Google Co-Founder Larry Page’s ‘Flying Car’ Project Ready For Takeoff?
Google's co-founder and Alphabet CEO Larry Page is working on an interesting project — one that deals with "flying cars." Page’s aircraft was spotted on Oct. 22 at the Hollister airport in California. Recent reports revealed that Page has secretly poured $100 million into the project.
He is understood to have funded two different research teams to work on a motor that can rise above traffic jams. One of the teams, Zee.Aero, is based at the Hollister airport itself.

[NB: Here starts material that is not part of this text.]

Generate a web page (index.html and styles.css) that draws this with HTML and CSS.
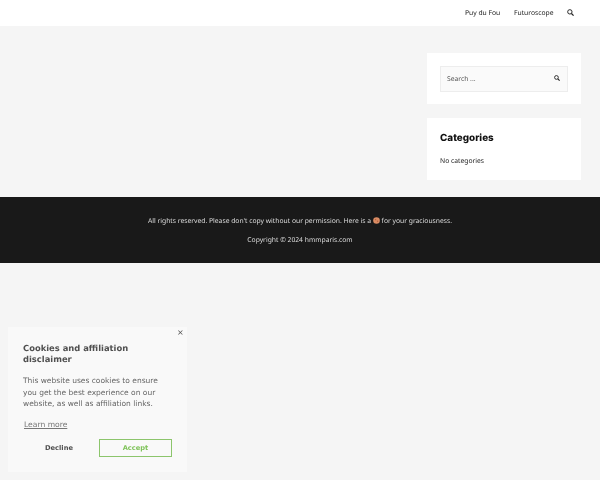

It was set up in 2010 and a patent filed for a flying car in 2011 emerged last year.
Steve Eggleston, a worker at the airport, said, "It sounded like an electric motor running, just a high-pitched whine.” Other witnesses said that the vehicle hovered 25 feet in the air before landing rapidly by dropping to the ground.
Google has not publicly announced its plans to design a "flying car" yet, but a letter from Zee.Aero in May to the U.S. Department of Transportation stated that the company was building "an entirely new aircraft that will change personal aviation." The flying car product is expected to cost $200,000-500,000 and could be available by next year.
Google isn't the only company working on the so-called flying car technology. Other companies working on similar projects include Terrafugia, Aeromobil, Airbus, Moller International, Xplor-Air, Pal-V, Joby Aviation and Volocopter.